Julia processed the answer in 12.33 seconds (no Redshift caching). SQL Workbench (open source querying tool based on JVM) used at least 2m57s after caching (the timer stops when displaying, so I don't know the real timing). Additionally, Julia uses WAY less RAM to process the records; 400 MB or so for Julia, at least 1.12GB for SQL Workbench.

Awesome job @karbarcca!

quinnj commented 10 years ago

Great news! Glad it's working.

Yeah, I haven't really done much in terms of performance work, because it's been mainly a work of just getting everything to work (cross-platform!). Since things settled down a little, I just needed a push to work on it and #27 was the push. As I've dug into it, it's been pretty fascinating how easy it is to get good performance. The key is Julia's compatibility with C. Being able to map types so easily between the two as well as calling the API functions directly results in a very seamless integration; I would doubt any other language/application that's not C will probably have a much harder time getting such good performance (and not use as much memory as well).

Anyway, thanks for your help with this. Cheers.

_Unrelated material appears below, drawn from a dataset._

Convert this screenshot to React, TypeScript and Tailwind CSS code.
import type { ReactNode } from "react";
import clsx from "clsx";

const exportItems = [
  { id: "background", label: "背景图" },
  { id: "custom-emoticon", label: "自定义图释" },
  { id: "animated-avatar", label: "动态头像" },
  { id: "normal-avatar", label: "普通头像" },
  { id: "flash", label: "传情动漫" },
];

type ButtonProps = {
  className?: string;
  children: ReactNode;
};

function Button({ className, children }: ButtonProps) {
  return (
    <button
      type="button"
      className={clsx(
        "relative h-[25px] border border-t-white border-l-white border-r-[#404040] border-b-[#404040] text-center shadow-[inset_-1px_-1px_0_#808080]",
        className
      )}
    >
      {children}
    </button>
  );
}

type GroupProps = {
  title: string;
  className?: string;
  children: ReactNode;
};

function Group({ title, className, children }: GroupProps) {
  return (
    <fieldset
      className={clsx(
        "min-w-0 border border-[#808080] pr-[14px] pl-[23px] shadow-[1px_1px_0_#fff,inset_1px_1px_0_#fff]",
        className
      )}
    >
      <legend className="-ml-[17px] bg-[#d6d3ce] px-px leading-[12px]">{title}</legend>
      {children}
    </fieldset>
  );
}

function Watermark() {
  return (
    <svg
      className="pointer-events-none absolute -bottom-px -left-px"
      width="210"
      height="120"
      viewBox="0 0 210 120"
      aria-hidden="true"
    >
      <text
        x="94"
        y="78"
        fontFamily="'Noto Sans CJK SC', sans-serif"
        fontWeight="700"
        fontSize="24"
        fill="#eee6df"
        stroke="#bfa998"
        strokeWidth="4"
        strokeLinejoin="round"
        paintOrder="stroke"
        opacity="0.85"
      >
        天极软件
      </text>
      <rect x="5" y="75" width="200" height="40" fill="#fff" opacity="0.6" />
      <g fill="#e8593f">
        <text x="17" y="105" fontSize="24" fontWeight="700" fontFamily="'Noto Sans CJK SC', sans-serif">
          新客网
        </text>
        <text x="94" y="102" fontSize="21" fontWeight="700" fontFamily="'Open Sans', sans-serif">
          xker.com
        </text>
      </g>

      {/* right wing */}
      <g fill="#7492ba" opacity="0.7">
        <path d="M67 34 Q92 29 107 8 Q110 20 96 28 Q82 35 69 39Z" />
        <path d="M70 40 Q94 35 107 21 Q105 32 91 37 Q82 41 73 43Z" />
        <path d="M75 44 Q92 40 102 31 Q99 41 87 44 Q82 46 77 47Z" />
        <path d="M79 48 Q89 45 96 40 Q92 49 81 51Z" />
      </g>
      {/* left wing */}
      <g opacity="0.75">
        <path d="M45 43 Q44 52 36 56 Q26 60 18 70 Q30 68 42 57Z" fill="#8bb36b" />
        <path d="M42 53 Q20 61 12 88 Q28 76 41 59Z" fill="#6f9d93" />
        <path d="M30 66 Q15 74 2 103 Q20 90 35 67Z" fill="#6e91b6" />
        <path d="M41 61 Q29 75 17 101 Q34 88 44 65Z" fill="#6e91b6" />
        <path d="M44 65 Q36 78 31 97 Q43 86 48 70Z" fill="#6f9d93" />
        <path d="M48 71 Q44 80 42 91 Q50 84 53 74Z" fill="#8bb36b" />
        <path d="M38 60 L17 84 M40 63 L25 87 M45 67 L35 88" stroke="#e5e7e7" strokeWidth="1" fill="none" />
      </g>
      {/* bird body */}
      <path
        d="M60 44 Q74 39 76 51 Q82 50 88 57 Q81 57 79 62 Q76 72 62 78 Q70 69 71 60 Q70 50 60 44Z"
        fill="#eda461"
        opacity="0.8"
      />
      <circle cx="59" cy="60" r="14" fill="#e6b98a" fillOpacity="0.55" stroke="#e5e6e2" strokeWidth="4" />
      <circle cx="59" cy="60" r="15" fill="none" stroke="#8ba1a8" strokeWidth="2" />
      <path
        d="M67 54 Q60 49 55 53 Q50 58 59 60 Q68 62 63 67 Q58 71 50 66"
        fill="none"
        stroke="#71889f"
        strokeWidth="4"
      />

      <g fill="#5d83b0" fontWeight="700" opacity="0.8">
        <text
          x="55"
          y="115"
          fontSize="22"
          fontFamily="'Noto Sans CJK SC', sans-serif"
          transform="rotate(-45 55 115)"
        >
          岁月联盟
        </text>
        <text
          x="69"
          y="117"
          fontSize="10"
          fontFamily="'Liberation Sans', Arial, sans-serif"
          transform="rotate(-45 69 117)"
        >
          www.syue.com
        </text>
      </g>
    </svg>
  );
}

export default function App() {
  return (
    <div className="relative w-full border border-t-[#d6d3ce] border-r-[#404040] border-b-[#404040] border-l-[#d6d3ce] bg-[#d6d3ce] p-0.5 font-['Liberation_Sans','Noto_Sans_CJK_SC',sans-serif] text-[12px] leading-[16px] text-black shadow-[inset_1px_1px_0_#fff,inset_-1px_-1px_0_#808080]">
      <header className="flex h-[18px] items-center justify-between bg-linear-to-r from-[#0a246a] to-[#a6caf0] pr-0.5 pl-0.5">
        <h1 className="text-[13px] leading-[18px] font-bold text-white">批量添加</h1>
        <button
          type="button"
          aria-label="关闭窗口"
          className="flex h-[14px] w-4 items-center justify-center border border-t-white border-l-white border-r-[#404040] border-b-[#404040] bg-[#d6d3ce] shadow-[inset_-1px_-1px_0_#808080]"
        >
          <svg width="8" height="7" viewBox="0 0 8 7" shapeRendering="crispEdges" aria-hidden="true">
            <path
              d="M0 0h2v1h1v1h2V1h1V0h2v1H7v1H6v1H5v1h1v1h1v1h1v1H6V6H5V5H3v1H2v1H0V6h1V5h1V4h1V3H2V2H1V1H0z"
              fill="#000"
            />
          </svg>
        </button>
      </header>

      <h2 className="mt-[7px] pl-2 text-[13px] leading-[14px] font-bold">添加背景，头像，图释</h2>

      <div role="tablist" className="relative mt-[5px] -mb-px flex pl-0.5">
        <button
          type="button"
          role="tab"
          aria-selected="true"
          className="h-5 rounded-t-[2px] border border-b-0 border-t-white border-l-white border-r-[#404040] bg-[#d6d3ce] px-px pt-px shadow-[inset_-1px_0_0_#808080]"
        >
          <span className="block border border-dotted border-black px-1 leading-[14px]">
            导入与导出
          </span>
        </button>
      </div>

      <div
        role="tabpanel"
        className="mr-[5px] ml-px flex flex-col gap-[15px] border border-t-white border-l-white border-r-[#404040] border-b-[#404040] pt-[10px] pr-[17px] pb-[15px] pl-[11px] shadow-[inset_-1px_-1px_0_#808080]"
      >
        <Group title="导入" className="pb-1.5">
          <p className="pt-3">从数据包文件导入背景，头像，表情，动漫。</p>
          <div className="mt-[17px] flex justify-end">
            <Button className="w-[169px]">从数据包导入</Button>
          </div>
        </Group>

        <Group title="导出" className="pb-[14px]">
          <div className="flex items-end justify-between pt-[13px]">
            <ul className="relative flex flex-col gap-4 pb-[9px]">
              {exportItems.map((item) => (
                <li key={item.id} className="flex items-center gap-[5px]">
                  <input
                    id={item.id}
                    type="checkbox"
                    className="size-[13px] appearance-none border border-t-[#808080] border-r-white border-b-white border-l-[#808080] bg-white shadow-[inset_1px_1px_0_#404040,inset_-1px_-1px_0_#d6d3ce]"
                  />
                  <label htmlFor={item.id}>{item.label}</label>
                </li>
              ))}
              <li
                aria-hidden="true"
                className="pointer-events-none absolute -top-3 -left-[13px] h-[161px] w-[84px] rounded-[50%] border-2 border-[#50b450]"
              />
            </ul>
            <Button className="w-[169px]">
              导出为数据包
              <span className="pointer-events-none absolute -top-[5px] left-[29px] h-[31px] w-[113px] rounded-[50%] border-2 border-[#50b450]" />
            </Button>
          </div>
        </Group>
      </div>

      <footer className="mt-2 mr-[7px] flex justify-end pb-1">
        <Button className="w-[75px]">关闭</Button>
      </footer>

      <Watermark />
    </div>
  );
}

randyzwitch commented 10 years ago

That's scary that there are potentially more improvements that can be made (if you haven't really worked on performance tuning). I ran the same query bumping to 10MM results, it only took 300s and SQL Workbench still hasn't returned the prior query results from before...

quinnj commented 10 years ago

Yeah, I'm not sure how much more there really is in terms of performance, but I think we're getting reasonably close. My goal for the performance tuning was avoiding copying data at all costs, which is the biggest pitfall I think. It will be interesting to see how the array views development works out because that could give some more speed bumps as we'll avoid the copying of getindex as well. I also think there's something a little more efficient than what we're currently doing with strings, but my post in the dev forum hasn't gotten any response.